Stewart McIntyre says
Hello,
My wife was very interested in the zucchini recipe and attempted to reproduce it according to the instructions on the program. Sadly, the result was unsatisfactory: The zuccini were saturatedwiththe oil and were anything but tasty, and cerainly not gourmet! It makes one wary of his reccomendations. Stewart McIntyre
Divina Cucina says
That is why I felt it necessary to write up the real recipe. We can only get so close.. as it is impossible to get the special cheese, Provolone del Monaco outside of the area. Tucci went back to the place where he had eaten the pasta dish and loved it,instead of going to the place that invented it. How a restaurant cooks is not how we cook at home. There is no need to precook the zucchini and let them sit overnight. Yes, there is a lot of oil in the recipe, but if you use good oil ( unlike in the TV show) it makes it delicious! Even on the CNN site, they link to a recipe that is older and again, not original but probably closer to the original. Do try mine and let me know! So far only GREAT results from people.
Concetta Martinez says
Thank you, I have been wanting to try this recipe since I saw the show. Yes, I have made my own “primavera” type recipes, with zucchini included, but wanted to try this one and will now try it using your recipe. I had wondered about cooking the zucchini first, I would have thought to just slice it thin and sauteed in good olive oil, and now I will. I don’t have access to Provolone del Monaco, but I will use what I have on hand, grated pecorino.
Divina Cucina says
just using parmesan and some pecorino romano with the pasta water gives you that wonderful “cacio e pepe” cream on the pasta.
Concetta Martinez says
Thank you for this blog. I am following it, and the recipes you post along with watching Stanley Tucci’s show. MY grandfather was born in Alberona, Foggia, It. He and my grandparents emigrated in 1892, to Orange, NJ when my Gramps was 2 years old. The home my Great Grandparents purchased was in the family for 5 generations, if I include my in-laws who rented it when my husband and family moved in 1986. . We’d probably still own it as a rental if the NJ State Schools didn’t take it and the homes surrounding it under Eminent Domain in 2006. Orange was a melting-pot town of Italian, Irish and German immigrants back then. What I found on my bucket list trip to Italy in 2013, was a lot of the Italian I learned, and versions of the food dishes my family cooked, were not the exact ones in Italy. We had 2 weeks, starting on the Amalfi Coast, then train rides to Venice, then finished in Rome. I guess when they immigrated they had to use the ingredients on hand where they now lived, and many of the Italian words I learned from my childhood, were americanizations of the actual, or possibly because of the different dialects. For example, my gramps who lived with us always used the word, “bacahouse” for bathroom:) For years, until I took language lessons, I thought that was the Italian word for bathroom, and then laughed at myself when I realized it was just the Italian accented term for “Back House:, which our family home had back in 1900’s. My nephew, now in his 50’s, still slips and say’s , “Main-a St” because that’s how his Gr Gramps called it. Acutally, he added the “a” vowel to almost every English word he said:) I hope to be able to return to see other places we couldn’t see, and return to some, such as Minori, on a future visit.
Divina Cucina says
I have an Italian American friend who learned to speak from his grandparents too. No one here understands him!
Sandra Brooks says
When travel is allowed again, I highly recommend people consider traveling with you, Judy. You are so knowledgeable and excited about experiencing delicious food. I will never forget your guiding us through Sicily and our couscous lessons with Pino, our two trips to Calvino Brothers Pizzeria in Trapani for undoubtedly the best tasting pizza on the planet and all the other foodie destinations we never would have found on our own!

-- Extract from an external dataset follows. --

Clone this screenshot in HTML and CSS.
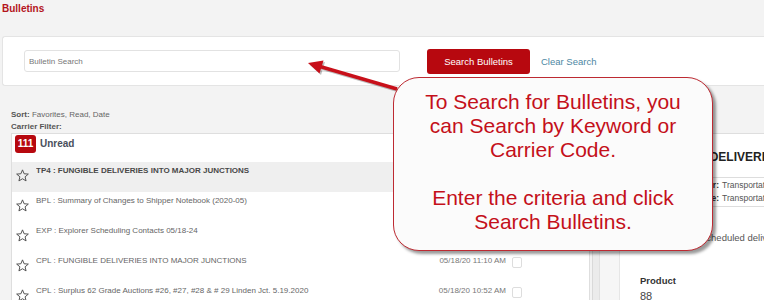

I have enjoyed Stanley Tucci taking me on a trip down memory lane and I salivate watching him eat. I want fried artichokes from the Jewish Ghetto and wish you could come up with a recipe for Pizza Ebraica from Pasticceria Il Boccione there.
Eating our way through Italy and having you join us for part of the journey was a trip of a lifetime for three dedicated foodies. Thank you again Judy!
Divina Cucina says
Thanks Sandra! hard to even immagine when tourism will get back to normal! But can’t wait.
Divina Cucina says
ps you can find that recipe online. a typical oil and wine based cookie, with dried fruits and nuts and some almond flour. Reminds me of a version of MAndelbrot https://www.tinastable.com/pizza-ebraica/
but you can google around for other versions as well. It’s pretty simple. I remember their things there as always being kind of burnt!